It is not true that our troops treated Louvain brutally.  Furious inhabitants having treacherously fallen upon them in their quarters, our troops with aching hearts were obliged to fire a part of the town as a punishment.  The greatest part of Louvain has been preserved.  The famous Town Hall stands quite intact; for at great self-sacrifice our soldiers saved it from destruction by the flames.  Every German would of course greatly regret if in the course of this terrible war any works of art should already have been destroyed or be destroyed at some future time, but inasmuch as in our great love for art we cannot be surpassed by any other nation, in the same degree we must decidedly refuse to buy a German defeat at the cost of saving a work of art.

It is not true that our warfare pays no respect to international laws.  It knows no indisciplined cruelty.  But in the east the earth is saturated with the blood of women and children unmercifully butchered by the wild Russian troops, and in the west dumdum bullets mutilate the breasts of our soldiers.  Those who have allied themselves with Russians and Servians, and present such a shameful scene to the world as that of inciting Mongolians and negroes against the white race, have no right whatever to call themselves upholders of civilization.

It is not true that the combat against our so-called militarism is not a combat against our civilization, as our enemies hypocritically pretend it is.  Were it not for German militarism German civilization would long since have been extirpated.  For its protection it arose in a land which for centuries had been plagued by bands of robbers as no other land had been.  The German Army and the German people are one and today this consciousness fraternizes 70,000,000 of Germans, all ranks, positions, and parties being one.
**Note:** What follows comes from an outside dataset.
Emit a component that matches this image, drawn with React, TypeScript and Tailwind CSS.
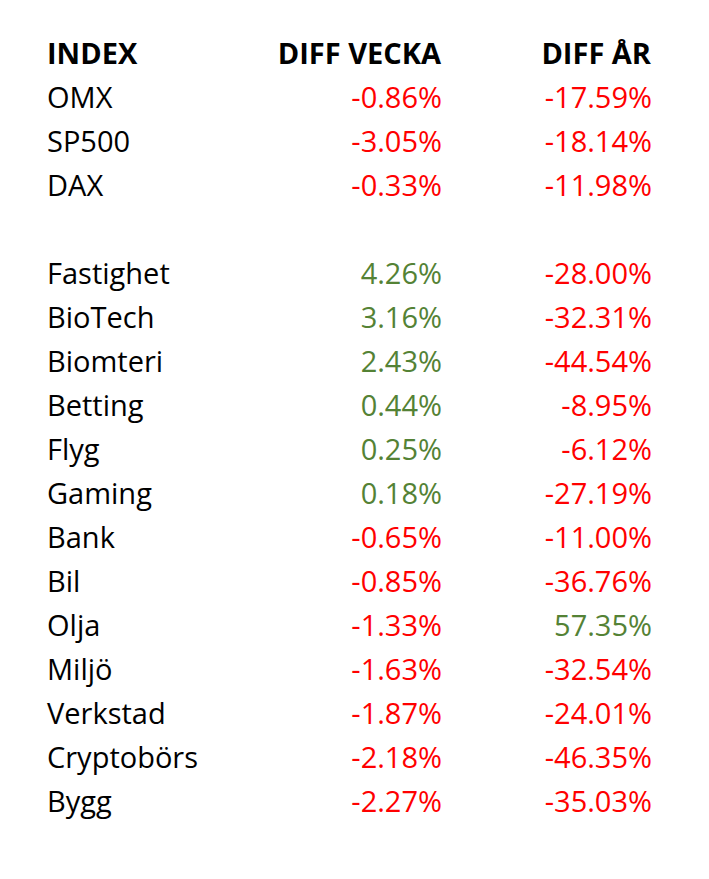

We cannot wrest the poisonous weapon—­the lie—­out of the hands of our enemies.  All we can do is to proclaim to all the world that our enemies are giving false witness against us.  You, who know us, who with us have protected the most holy possessions of man, we call to you: 

Have faith in us!  Believe that we shall carry on this war to the end as a civilized nation, to whom the legacy of a Goethe, a Beethoven, and a Kant is just as sacred as its own hearths and homes.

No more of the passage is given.